Título: A hora do diálogo
Autor: Olivia Hirsch
Fonte: Jornal do Brasil, 22/05/2005, Internacional, p. A8

Congresso aprova permissão para governo conversar com separatistas do ETA. Vitória política socialista traz esperança de paz

Em um possível passo rumo ao fim de 37 anos de luta armada, o Congresso espanhol concedeu na última terça-feira permissão ao governo do primeiro-ministro José Luis Rodriguez Zapatero para que dialogue com o grupo separatista basco ETA (Pátria Basca e Liberdade), caso concorde em abandonar as armas. A iniciativa, rechaçada apenas pelo conservador Partido Popular (PP), do ex-primeiro-ministro José Maria Aznar, contribuiu para reforçar o sentimento de que o país vive hoje uma ''oportunidade histórica'' para desarmar a organização, que desde 1968 deixou mais de 800 vítimas. - Nunca tivemos tantas expectativas como agora - comenta ao JB Joseba Zulaika, diretor do Programa de Estudos Bascos da Universidade de Nevada, nos EUA.

O especialista observa que o momento é positivo para o diálogo devido ao enfraquecimento do grupo separatista. Além da detenção de mais de 160 membros apenas no ano passado, o terrorismo, de maneira geral, se tornou ''o grande tabu da política'' desde os ataques de 11 de Setembro.

- O ETA está num atoleiro e não sabe como sair - afirma.

A chegada do Partido Socialista Operário Espanhol (PSOE) ao poder, há 14 meses, também contribui. Os socialistas têm uma tradição mais federalista, ao contrário do PP, que governou a Espanha por oito anos.

- Antes, ser duro com o ETA era politicamente bom para o governo. Mas é fato que resolver a questão seria um logro histórico e uma vitória garantida para os socialistas nas próximas eleições - comenta Zulaika.

Não à toa, os conservadores se manifestaram duramente contra a resolução, que foi aprovada por 192 deputados - socialistas e membros das seis minorias do Congresso - e rechaçada por 147, todos do PP. Ninguém se absteve de votar. O partido conservador alega que a proposta significa ''negociar com criminosos''.

- Isso é um erro gravíssimo. O que há de errado com a luta contra o terrorismo que é preciso mudar? - disse o porta-voz Eduardo Zaplana na terça-feira. - Quando terroristas são convidados a negociar, o primeiro que pensam é que seus crimes e assassinatos valeram a pena.

O líder popular, Mariano Rajoy - que seria o sucessor de Aznar, não fosse o atentado de 11 de março em Madri -, foi ainda mais enfático e acusou o governo de ''trair as vítimas causadas pelo ETA''.

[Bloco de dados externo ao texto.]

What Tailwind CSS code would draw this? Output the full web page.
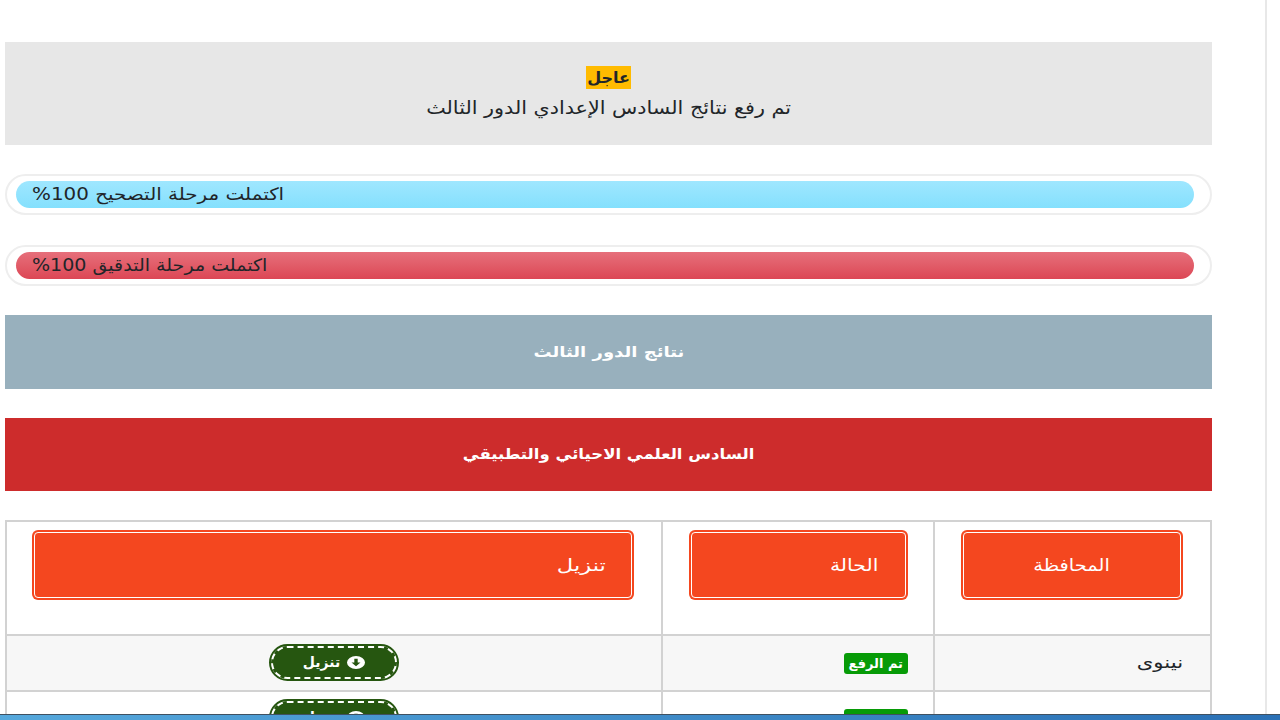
<!DOCTYPE html>
<html lang="ar">
<head>
<meta charset="UTF-8">
<title>نتائج الدور الثالث</title>
<script src="https://cdn.jsdelivr.net/npm/@tailwindcss/browser@4"></script>
</head>
<body class="h-[720px] overflow-hidden bg-white font-['DejaVu_Sans',sans-serif] text-[#212529]">
<div class="relative h-[720px] overflow-hidden">
  <div class="h-[720px] w-[1267px] border-r-2 border-[#e8e8e8] pl-[5px] pr-[53px] pt-[42px]">
   <div dir="rtl">

    <div class="flex h-[103px] flex-col items-center bg-[#e7e7e7] pt-[24px]">
      <span class="bg-[#ffbb00] px-[1px] text-[16px] leading-[23px] font-bold">عاجل</span>
      <p class="mt-[6px] scale-x-[1.15] text-[18px] leading-[26px]">تم رفع نتائج السادس الإعدادي الدور الثالث</p>
    </div>

    <div class="mt-[29px] h-[41px] rounded-full border-2 border-[#eeeeee] pl-[9px] pr-[16px] py-[5px]">
      <div class="flex h-[27px] items-center justify-end rounded-full bg-gradient-to-b from-[#9fe7ff] to-[#84e0fd] pl-[16px] text-[17px]">
        <span class="inline-block origin-left scale-x-[1.17]">اكتملت مرحلة التصحيح 100%</span>
      </div>
    </div>

    <div class="mt-[30px] h-[41px] rounded-full border-2 border-[#eeeeee] pl-[9px] pr-[16px] py-[5px]">
      <div class="flex h-[27px] items-center justify-end rounded-full bg-gradient-to-b from-[#e66f7b] to-[#dc4655] pl-[16px] text-[17px]">
        <span class="inline-block origin-left scale-x-[1.12]">اكتملت مرحلة التدقيق 100%</span>
      </div>
    </div>

    <div class="mt-[29px] flex h-[74px] items-center justify-center bg-[#98b0bd] text-[15px] font-bold text-white"><span class="inline-block scale-x-[1.2]">نتائج الدور الثالث</span></div>
    <div class="mt-[29px] flex h-[73px] items-center justify-center bg-[#cd2c2c] text-[15px] font-bold text-white"><span class="inline-block scale-x-[1.1]">السادس العلمي الاحيائي والتطبيقي</span></div>

    <table class="mt-[29px] w-[1207px] table-fixed border-collapse border-2 border-[#d2d2d2] text-[17px]">
      <colgroup><col class="w-[277px]"><col class="w-[272px]"><col></colgroup>
      <tbody>
        <tr class="h-[114px] align-top">
          <td class="border-2 border-[#d2d2d2] pt-[8px] pr-[27px]">
            <div class="flex h-[70px] w-[222px] items-center justify-center rounded-[6px] bg-[#f4471f] pt-[2px] text-white outline outline-1 -outline-offset-3 outline-white"><span class="inline-block scale-x-[1.14]">المحافظة</span></div>
          </td>
          <td class="border-2 border-[#d2d2d2] pt-[8px] pr-[25px]">
            <div class="flex h-[70px] w-[219px] items-center rounded-[6px] bg-[#f4471f] pr-[30px] pt-[2px] text-white outline outline-1 -outline-offset-3 outline-white"><span class="inline-block origin-right scale-x-[1.2]">الحالة</span></div>
          </td>
          <td class="border-2 border-[#d2d2d2] pt-[8px] pr-[27px]">
            <div class="flex h-[70px] w-[602px] items-center rounded-[6px] bg-[#f4471f] pr-[28px] pt-[2px] text-white outline outline-1 -outline-offset-3 outline-white"><span class="inline-block origin-right scale-x-[1.33]">تنزيل</span></div>
          </td>
        </tr>
        <tr class="h-[56px] bg-[#f7f7f7]">
          <td class="border-2 border-[#d2d2d2] pr-[27px]"><span class="inline-block origin-right scale-x-[1.25]">نينوى</span></td>
          <td class="border-2 border-[#d2d2d2] pr-[25px]">
            <span class="inline-block rounded-[3px] bg-[#079b07] px-[5px] text-[13px] leading-[21px] font-bold text-white">تم الرفع</span>
          </td>
          <td class="border-2 border-[#d2d2d2] text-center">
            <a class="mb-[2px] inline-flex h-[33px] w-[126px] items-center justify-center gap-[7px] rounded-full border-2 border-dashed border-white bg-[#265610] text-[14px] font-bold text-white outline-2 outline-[#265610]">
              <svg viewBox="0 0 16 16" preserveAspectRatio="none" class="h-[13px] w-[18px]"><circle cx="8" cy="8" r="8" fill="#fff"/><path d="M6.5 3.5h3V8H12l-4 4.5L4 8h2.5z" fill="#265610"/></svg>
              <span>تنزيل</span>
            </a>
          </td>
        </tr>
        <tr class="h-[56px] align-top">
          <td class="border-2 border-[#d2d2d2] pt-[19px] pr-[27px]"><span class="inline-block origin-right scale-x-[1.25]">بابل</span></td>
          <td class="border-2 border-[#d2d2d2] pt-[14px] pr-[25px]">
            <span class="inline-block rounded-[3px] bg-[#079b07] px-[5px] text-[13px] leading-[21px] font-bold text-white">تم الرفع</span>
          </td>
          <td class="border-2 border-[#d2d2d2] pt-[9px] text-center">
            <a class="inline-flex h-[33px] w-[126px] items-center justify-center gap-[7px] rounded-full border-2 border-dashed border-white bg-[#265610] text-[14px] font-bold text-white outline-2 outline-[#265610]">
              <svg viewBox="0 0 16 16" preserveAspectRatio="none" class="h-[13px] w-[18px]"><circle cx="8" cy="8" r="8" fill="#fff"/><path d="M6.5 3.5h3V8H12l-4 4.5L4 8h2.5z" fill="#265610"/></svg>
              <span>تنزيل</span>
            </a>
          </td>
        </tr>
      </tbody>
    </table>
   </div>
  </div>
  <!-- taskbar of the captured desktop, lies over the page -->
  <div class="absolute bottom-0 left-0 h-[6px] w-full border-t border-[#3f5060] bg-gradient-to-r from-[#55a8dc] to-[#2a70b5]"></div>
</div>
</body>
</html>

A polêmica também está dividindo a população. Enquanto uma pesquisa feita recentemente aponta que 61% dos espanhóis apoiam a abertura ao diálogo, a Associação das Vítimas do Terrorismo (AVT) convocou para junho uma manifestação na capital para protestar contra o apoio do Congresso.

- Sentar-se em uma mesa com o ETA significa se render ao terrorismo - denunciou o presidente da AVT, Francisco Alcaraz.

Na opinião de Zulaika, realmente há chances de o grupo separatista buscar o diálogo. O especialista afirma que o Batasuna, braço político do ETA que foi tornado ilegal, chegou a manifestar claramente a intenção da organização de buscar a via política.

- Dessa forma eles poderiam ter verdadeira influência, como tem hoje o nacionalismo moderado basco - explica. - Do jeito como a situação está, a população está cansada do grupo e de suas reivindicações.